[Entries with page source code]
-- START --
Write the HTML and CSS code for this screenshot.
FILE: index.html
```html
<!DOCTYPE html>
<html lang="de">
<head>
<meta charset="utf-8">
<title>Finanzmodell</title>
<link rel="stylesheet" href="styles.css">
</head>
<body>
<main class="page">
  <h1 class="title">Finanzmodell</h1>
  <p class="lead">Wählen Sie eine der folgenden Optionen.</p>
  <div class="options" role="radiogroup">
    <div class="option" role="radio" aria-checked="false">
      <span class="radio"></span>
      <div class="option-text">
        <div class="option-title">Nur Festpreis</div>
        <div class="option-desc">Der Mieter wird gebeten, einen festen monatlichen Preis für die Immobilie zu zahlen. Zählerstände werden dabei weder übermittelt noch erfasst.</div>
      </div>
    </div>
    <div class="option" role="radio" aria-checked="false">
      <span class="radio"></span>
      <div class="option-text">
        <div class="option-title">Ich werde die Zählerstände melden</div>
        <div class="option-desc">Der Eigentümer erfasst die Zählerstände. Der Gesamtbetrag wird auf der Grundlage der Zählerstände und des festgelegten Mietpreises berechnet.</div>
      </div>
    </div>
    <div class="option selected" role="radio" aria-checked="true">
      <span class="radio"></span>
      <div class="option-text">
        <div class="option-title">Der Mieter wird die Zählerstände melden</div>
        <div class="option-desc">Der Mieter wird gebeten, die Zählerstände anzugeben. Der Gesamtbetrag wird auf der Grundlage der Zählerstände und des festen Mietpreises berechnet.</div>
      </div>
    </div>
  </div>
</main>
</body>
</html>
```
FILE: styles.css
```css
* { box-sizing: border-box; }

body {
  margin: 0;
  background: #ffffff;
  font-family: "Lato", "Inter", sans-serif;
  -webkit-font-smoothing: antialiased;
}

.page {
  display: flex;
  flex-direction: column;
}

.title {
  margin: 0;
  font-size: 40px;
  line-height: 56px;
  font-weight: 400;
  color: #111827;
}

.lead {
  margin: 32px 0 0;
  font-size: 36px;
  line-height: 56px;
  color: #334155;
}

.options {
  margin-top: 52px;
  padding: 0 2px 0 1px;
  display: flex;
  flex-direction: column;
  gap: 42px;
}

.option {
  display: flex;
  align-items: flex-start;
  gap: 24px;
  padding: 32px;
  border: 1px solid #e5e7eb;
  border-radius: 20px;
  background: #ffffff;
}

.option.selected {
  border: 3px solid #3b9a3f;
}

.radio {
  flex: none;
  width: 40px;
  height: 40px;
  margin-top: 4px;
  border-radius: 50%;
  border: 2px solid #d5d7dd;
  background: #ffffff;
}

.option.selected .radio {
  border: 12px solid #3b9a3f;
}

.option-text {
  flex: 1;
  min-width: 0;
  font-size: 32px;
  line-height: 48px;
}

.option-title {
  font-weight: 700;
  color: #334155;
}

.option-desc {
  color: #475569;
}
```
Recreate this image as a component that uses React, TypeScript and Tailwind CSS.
-- END --
> [Task prompt]
Write every line of the material above again, exactly.

> [Solution for this problem]
Write the HTML and CSS code for this screenshot.
FILE: index.html
```html
<!DOCTYPE html>
<html lang="de">
<head>
<meta charset="utf-8">
<title>Finanzmodell</title>
<link rel="stylesheet" href="styles.css">
</head>
<body>
<main class="page">
  <h1 class="title">Finanzmodell</h1>
  <p class="lead">Wählen Sie eine der folgenden Optionen.</p>
  <div class="options" role="radiogroup">
    <div class="option" role="radio" aria-checked="false">
      <span class="radio"></span>
      <div class="option-text">
        <div class="option-title">Nur Festpreis</div>
        <div class="option-desc">Der Mieter wird gebeten, einen festen monatlichen Preis für die Immobilie zu zahlen. Zählerstände werden dabei weder übermittelt noch erfasst.</div>
      </div>
    </div>
    <div class="option" role="radio" aria-checked="false">
      <span class="radio"></span>
      <div class="option-text">
        <div class="option-title">Ich werde die Zählerstände melden</div>
        <div class="option-desc">Der Eigentümer erfasst die Zählerstände. Der Gesamtbetrag wird auf der Grundlage der Zählerstände und des festgelegten Mietpreises berechnet.</div>
      </div>
    </div>
    <div class="option selected" role="radio" aria-checked="true">
      <span class="radio"></span>
      <div class="option-text">
        <div class="option-title">Der Mieter wird die Zählerstände melden</div>
        <div class="option-desc">Der Mieter wird gebeten, die Zählerstände anzugeben. Der Gesamtbetrag wird auf der Grundlage der Zählerstände und des festen Mietpreises berechnet.</div>
      </div>
    </div>
  </div>
</main>
</body>
</html>
```
FILE: styles.css
```css
* { box-sizing: border-box; }

body {
  margin: 0;
  background: #ffffff;
  font-family: "Lato", "Inter", sans-serif;
  -webkit-font-smoothing: antialiased;
}

.page {
  display: flex;
  flex-direction: column;
}

.title {
  margin: 0;
  font-size: 40px;
  line-height: 56px;
  font-weight: 400;
  color: #111827;
}

.lead {
  margin: 32px 0 0;
  font-size: 36px;
  line-height: 56px;
  color: #334155;
}

.options {
  margin-top: 52px;
  padding: 0 2px 0 1px;
  display: flex;
  flex-direction: column;
  gap: 42px;
}

.option {
  display: flex;
  align-items: flex-start;
  gap: 24px;
  padding: 32px;
  border: 1px solid #e5e7eb;
  border-radius: 20px;
  background: #ffffff;
}

.option.selected {
  border: 3px solid #3b9a3f;
}

.radio {
  flex: none;
  width: 40px;
  height: 40px;
  margin-top: 4px;
  border-radius: 50%;
  border: 2px solid #d5d7dd;
  background: #ffffff;
}

.option.selected .radio {
  border: 12px solid #3b9a3f;
}

.option-text {
  flex: 1;
  min-width: 0;
  font-size: 32px;
  line-height: 48px;
}

.option-title {
  font-weight: 700;
  color: #334155;
}

.option-desc {
  color: #475569;
}
```
Recreate this image as a component that uses React, TypeScript and Tailwind CSS.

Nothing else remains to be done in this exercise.